#### INFORMATION PROVIDED
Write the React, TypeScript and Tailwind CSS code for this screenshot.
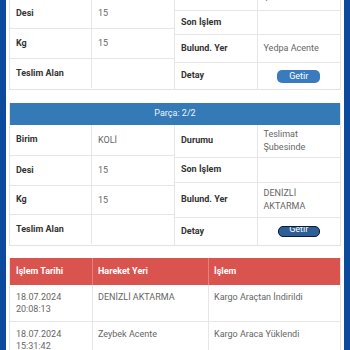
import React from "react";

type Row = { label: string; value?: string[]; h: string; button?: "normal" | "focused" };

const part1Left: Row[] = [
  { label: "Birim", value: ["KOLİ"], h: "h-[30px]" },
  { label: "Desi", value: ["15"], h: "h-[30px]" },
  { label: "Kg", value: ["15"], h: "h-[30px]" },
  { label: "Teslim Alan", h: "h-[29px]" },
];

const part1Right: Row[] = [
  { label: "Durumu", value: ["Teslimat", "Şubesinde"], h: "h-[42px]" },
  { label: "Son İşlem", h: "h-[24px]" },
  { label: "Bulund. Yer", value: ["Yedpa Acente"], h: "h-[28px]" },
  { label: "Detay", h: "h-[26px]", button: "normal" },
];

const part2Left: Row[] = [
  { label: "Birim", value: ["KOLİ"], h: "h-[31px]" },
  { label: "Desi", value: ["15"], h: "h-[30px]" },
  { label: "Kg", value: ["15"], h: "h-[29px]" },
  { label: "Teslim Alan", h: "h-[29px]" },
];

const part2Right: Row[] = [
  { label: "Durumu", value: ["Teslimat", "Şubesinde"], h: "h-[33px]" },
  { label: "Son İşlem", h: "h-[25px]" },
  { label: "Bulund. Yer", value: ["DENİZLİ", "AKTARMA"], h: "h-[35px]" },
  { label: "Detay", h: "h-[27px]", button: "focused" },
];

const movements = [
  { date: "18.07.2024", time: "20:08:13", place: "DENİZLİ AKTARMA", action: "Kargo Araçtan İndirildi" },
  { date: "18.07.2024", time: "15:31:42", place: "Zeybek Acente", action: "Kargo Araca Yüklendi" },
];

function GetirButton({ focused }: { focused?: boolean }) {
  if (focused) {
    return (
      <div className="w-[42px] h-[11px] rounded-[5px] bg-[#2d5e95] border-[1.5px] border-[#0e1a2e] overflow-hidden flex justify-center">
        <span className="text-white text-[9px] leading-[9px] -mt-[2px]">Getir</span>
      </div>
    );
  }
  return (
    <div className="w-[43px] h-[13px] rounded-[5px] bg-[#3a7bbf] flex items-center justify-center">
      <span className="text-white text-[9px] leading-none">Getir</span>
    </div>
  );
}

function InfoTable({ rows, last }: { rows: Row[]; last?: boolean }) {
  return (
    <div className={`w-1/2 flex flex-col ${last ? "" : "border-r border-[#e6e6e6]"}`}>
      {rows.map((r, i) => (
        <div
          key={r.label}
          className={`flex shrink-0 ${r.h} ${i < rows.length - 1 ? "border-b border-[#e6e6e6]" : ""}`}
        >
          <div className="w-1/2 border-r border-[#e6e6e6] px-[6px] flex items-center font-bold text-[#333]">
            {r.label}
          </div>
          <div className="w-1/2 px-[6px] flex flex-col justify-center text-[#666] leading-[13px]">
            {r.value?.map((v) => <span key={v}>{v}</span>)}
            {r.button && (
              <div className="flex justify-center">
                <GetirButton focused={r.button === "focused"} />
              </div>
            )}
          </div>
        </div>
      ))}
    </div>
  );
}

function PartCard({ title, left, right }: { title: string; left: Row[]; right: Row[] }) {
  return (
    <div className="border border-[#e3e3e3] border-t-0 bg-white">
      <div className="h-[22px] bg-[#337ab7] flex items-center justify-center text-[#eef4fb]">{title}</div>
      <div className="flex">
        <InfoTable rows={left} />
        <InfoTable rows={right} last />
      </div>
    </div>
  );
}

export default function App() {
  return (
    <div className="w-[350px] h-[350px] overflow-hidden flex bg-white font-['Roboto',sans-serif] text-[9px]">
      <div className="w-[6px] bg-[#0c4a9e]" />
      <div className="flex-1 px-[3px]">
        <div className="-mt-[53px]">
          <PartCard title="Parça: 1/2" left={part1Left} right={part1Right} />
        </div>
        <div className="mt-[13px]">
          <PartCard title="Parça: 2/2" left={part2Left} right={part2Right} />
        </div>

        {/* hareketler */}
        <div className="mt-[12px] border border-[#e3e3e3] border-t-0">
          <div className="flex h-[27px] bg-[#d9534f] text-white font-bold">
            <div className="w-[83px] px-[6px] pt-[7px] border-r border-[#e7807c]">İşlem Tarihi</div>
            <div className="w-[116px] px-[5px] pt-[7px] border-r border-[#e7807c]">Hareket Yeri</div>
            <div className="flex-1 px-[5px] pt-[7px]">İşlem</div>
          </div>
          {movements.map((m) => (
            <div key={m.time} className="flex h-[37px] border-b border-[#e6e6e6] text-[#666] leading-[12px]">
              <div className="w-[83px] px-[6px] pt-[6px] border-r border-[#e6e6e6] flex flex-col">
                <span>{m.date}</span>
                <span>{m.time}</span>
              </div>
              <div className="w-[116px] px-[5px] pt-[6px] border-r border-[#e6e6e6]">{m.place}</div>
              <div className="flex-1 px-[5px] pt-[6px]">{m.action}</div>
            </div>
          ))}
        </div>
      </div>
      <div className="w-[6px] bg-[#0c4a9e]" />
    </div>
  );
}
########
*EXERCISE INSTRUCTIONS*
Please transcribe the material above exactly as written. Leave the pictures out.

*OUTPUT BELOW*
Write the React, TypeScript and Tailwind CSS code for this screenshot.
import React from "react";

type Row = { label: string; value?: string[]; h: string; button?: "normal" | "focused" };

const part1Left: Row[] = [
  { label: "Birim", value: ["KOLİ"], h: "h-[30px]" },
  { label: "Desi", value: ["15"], h: "h-[30px]" },
  { label: "Kg", value: ["15"], h: "h-[30px]" },
  { label: "Teslim Alan", h: "h-[29px]" },
];

const part1Right: Row[] = [
  { label: "Durumu", value: ["Teslimat", "Şubesinde"], h: "h-[42px]" },
  { label: "Son İşlem", h: "h-[24px]" },
  { label: "Bulund. Yer", value: ["Yedpa Acente"], h: "h-[28px]" },
  { label: "Detay", h: "h-[26px]", button: "normal" },
];

const part2Left: Row[] = [
  { label: "Birim", value: ["KOLİ"], h: "h-[31px]" },
  { label: "Desi", value: ["15"], h: "h-[30px]" },
  { label: "Kg", value: ["15"], h: "h-[29px]" },
  { label: "Teslim Alan", h: "h-[29px]" },
];

const part2Right: Row[] = [
  { label: "Durumu", value: ["Teslimat", "Şubesinde"], h: "h-[33px]" },
  { label: "Son İşlem", h: "h-[25px]" },
  { label: "Bulund. Yer", value: ["DENİZLİ", "AKTARMA"], h: "h-[35px]" },
  { label: "Detay", h: "h-[27px]", button: "focused" },
];

const movements = [
  { date: "18.07.2024", time: "20:08:13", place: "DENİZLİ AKTARMA", action: "Kargo Araçtan İndirildi" },
  { date: "18.07.2024", time: "15:31:42", place: "Zeybek Acente", action: "Kargo Araca Yüklendi" },
];

function GetirButton({ focused }: { focused?: boolean }) {
  if (focused) {
    return (
      <div className="w-[42px] h-[11px] rounded-[5px] bg-[#2d5e95] border-[1.5px] border-[#0e1a2e] overflow-hidden flex justify-center">
        <span className="text-white text-[9px] leading-[9px] -mt-[2px]">Getir</span>
      </div>
    );
  }
  return (
    <div className="w-[43px] h-[13px] rounded-[5px] bg-[#3a7bbf] flex items-center justify-center">
      <span className="text-white text-[9px] leading-none">Getir</span>
    </div>
  );
}

function InfoTable({ rows, last }: { rows: Row[]; last?: boolean }) {
  return (
    <div className={`w-1/2 flex flex-col ${last ? "" : "border-r border-[#e6e6e6]"}`}>
      {rows.map((r, i) => (
        <div
          key={r.label}
          className={`flex shrink-0 ${r.h} ${i < rows.length - 1 ? "border-b border-[#e6e6e6]" : ""}`}
        >
          <div className="w-1/2 border-r border-[#e6e6e6] px-[6px] flex items-center font-bold text-[#333]">
            {r.label}
          </div>
          <div className="w-1/2 px-[6px] flex flex-col justify-center text-[#666] leading-[13px]">
            {r.value?.map((v) => <span key={v}>{v}</span>)}
            {r.button && (
              <div className="flex justify-center">
                <GetirButton focused={r.button === "focused"} />
              </div>
            )}
          </div>
        </div>
      ))}
    </div>
  );
}

function PartCard({ title, left, right }: { title: string; left: Row[]; right: Row[] }) {
  return (
    <div className="border border-[#e3e3e3] border-t-0 bg-white">
      <div className="h-[22px] bg-[#337ab7] flex items-center justify-center text-[#eef4fb]">{title}</div>
      <div className="flex">
        <InfoTable rows={left} />
        <InfoTable rows={right} last />
      </div>
    </div>
  );
}

export default function App() {
  return (
    <div className="w-[350px] h-[350px] overflow-hidden flex bg-white font-['Roboto',sans-serif] text-[9px]">
      <div className="w-[6px] bg-[#0c4a9e]" />
      <div className="flex-1 px-[3px]">
        <div className="-mt-[53px]">
          <PartCard title="Parça: 1/2" left={part1Left} right={part1Right} />
        </div>
        <div className="mt-[13px]">
          <PartCard title="Parça: 2/2" left={part2Left} right={part2Right} />
        </div>

        {/* hareketler */}
        <div className="mt-[12px] border border-[#e3e3e3] border-t-0">
          <div className="flex h-[27px] bg-[#d9534f] text-white font-bold">
            <div className="w-[83px] px-[6px] pt-[7px] border-r border-[#e7807c]">İşlem Tarihi</div>
            <div className="w-[116px] px-[5px] pt-[7px] border-r border-[#e7807c]">Hareket Yeri</div>
            <div className="flex-1 px-[5px] pt-[7px]">İşlem</div>
          </div>
          {movements.map((m) => (
            <div key={m.time} className="flex h-[37px] border-b border-[#e6e6e6] text-[#666] leading-[12px]">
              <div className="w-[83px] px-[6px] pt-[6px] border-r border-[#e6e6e6] flex flex-col">
                <span>{m.date}</span>
                <span>{m.time}</span>
              </div>
              <div className="w-[116px] px-[5px] pt-[6px] border-r border-[#e6e6e6]">{m.place}</div>
              <div className="flex-1 px-[5px] pt-[6px]">{m.action}</div>
            </div>
          ))}
        </div>
      </div>
      <div className="w-[6px] bg-[#0c4a9e]" />
    </div>
  );
}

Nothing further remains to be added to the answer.